■ STATED EXERCISE: Write out the material exactly, with the pictures left out.

■ GIVEN INFORMATION:
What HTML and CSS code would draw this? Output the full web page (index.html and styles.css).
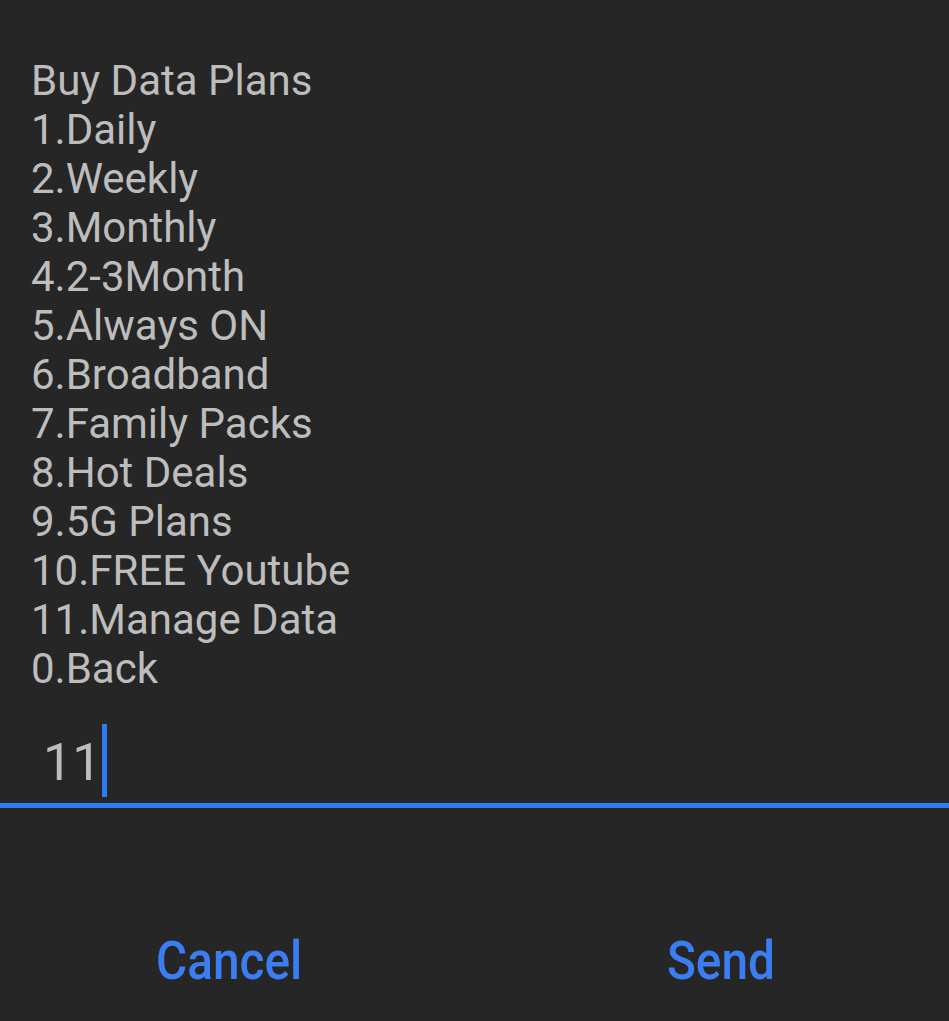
FILE: index.html
```html
<!DOCTYPE html>
<html>
<head>
<meta charset="utf-8">
<link rel="stylesheet" href="styles.css">
</head>
<body>
<div class="dialog">
  <div class="message">
    <div class="line">Buy Data Plans</div>
    <div class="line">1.Daily</div>
    <div class="line">2.Weekly</div>
    <div class="line">3.Monthly</div>
    <div class="line">4.2-3Month</div>
    <div class="line">5.Always ON</div>
    <div class="line">6.Broadband</div>
    <div class="line">7.Family Packs</div>
    <div class="line">8.Hot Deals</div>
    <div class="line">9.5G Plans</div>
    <div class="line">10.FREE Youtube</div>
    <div class="line">11.Manage Data</div>
    <div class="line">0.Back</div>
  </div>
  <div class="input-field">
    <span class="input-text">11</span><span class="caret"></span>
  </div>
  <div class="actions">
    <div class="btn btn-cancel"><span class="btn-label">Cancel</span></div>
    <div class="btn btn-send"><span class="btn-label">Send</span></div>
  </div>
</div>
</body>
</html>
```
FILE: styles.css
```css
html, body {
  margin: 0;
  padding: 0;
  background: #262626;
  height: 100%;
}
.dialog {
  font-family: Roboto, "Noto Sans", sans-serif;
  color: #bdbdbd;
  padding-top: 56px;
}
.message {
  padding-left: 31px;
  font-size: 42px;
  line-height: 49px;
}
.input-field {
  display: flex;
  align-items: flex-end;
  height: 104px;
  padding-left: 43px;
  padding-bottom: 6px;
  border-bottom: 5px solid #2f7bf3;
}
.input-text {
  font-size: 52px;
  line-height: 40px;
  padding-bottom: 14px;
  color: #bdbdbd;
}
.caret {
  display: inline-block;
  width: 5px;
  height: 73px;
  background: #2f7bf3;
  margin-left: 1px;
}
.actions {
  display: flex;
  padding-top: 123px;
}
.btn {
  width: 200px;
  text-align: center;
  font-size: 53px;
  font-weight: 500;
  color: #3a7ef2;
  line-height: 60px;
}
.btn-label {
  display: inline-block;
  transform: scaleX(0.9);
}
.btn-cancel {
  margin-left: 129px;
}
.btn-send {
  margin-left: auto;
  margin-right: 128px;
}
```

■ EXPECTED ANSWER:
What HTML and CSS code would draw this? Output the full web page (index.html and styles.css).
FILE: index.html
```html
<!DOCTYPE html>
<html>
<head>
<meta charset="utf-8">
<link rel="stylesheet" href="styles.css">
</head>
<body>
<div class="dialog">
  <div class="message">
    <div class="line">Buy Data Plans</div>
    <div class="line">1.Daily</div>
    <div class="line">2.Weekly</div>
    <div class="line">3.Monthly</div>
    <div class="line">4.2-3Month</div>
    <div class="line">5.Always ON</div>
    <div class="line">6.Broadband</div>
    <div class="line">7.Family Packs</div>
    <div class="line">8.Hot Deals</div>
    <div class="line">9.5G Plans</div>
    <div class="line">10.FREE Youtube</div>
    <div class="line">11.Manage Data</div>
    <div class="line">0.Back</div>
  </div>
  <div class="input-field">
    <span class="input-text">11</span><span class="caret"></span>
  </div>
  <div class="actions">
    <div class="btn btn-cancel"><span class="btn-label">Cancel</span></div>
    <div class="btn btn-send"><span class="btn-label">Send</span></div>
  </div>
</div>
</body>
</html>
```
FILE: styles.css
```css
html, body {
  margin: 0;
  padding: 0;
  background: #262626;
  height: 100%;
}
.dialog {
  font-family: Roboto, "Noto Sans", sans-serif;
  color: #bdbdbd;
  padding-top: 56px;
}
.message {
  padding-left: 31px;
  font-size: 42px;
  line-height: 49px;
}
.input-field {
  display: flex;
  align-items: flex-end;
  height: 104px;
  padding-left: 43px;
  padding-bottom: 6px;
  border-bottom: 5px solid #2f7bf3;
}
.input-text {
  font-size: 52px;
  line-height: 40px;
  padding-bottom: 14px;
  color: #bdbdbd;
}
.caret {
  display: inline-block;
  width: 5px;
  height: 73px;
  background: #2f7bf3;
  margin-left: 1px;
}
.actions {
  display: flex;
  padding-top: 123px;
}
.btn {
  width: 200px;
  text-align: center;
  font-size: 53px;
  font-weight: 500;
  color: #3a7ef2;
  line-height: 60px;
}
.btn-label {
  display: inline-block;
  transform: scaleX(0.9);
}
.btn-cancel {
  margin-left: 129px;
}
.btn-send {
  margin-left: auto;
  margin-right: 128px;
}
```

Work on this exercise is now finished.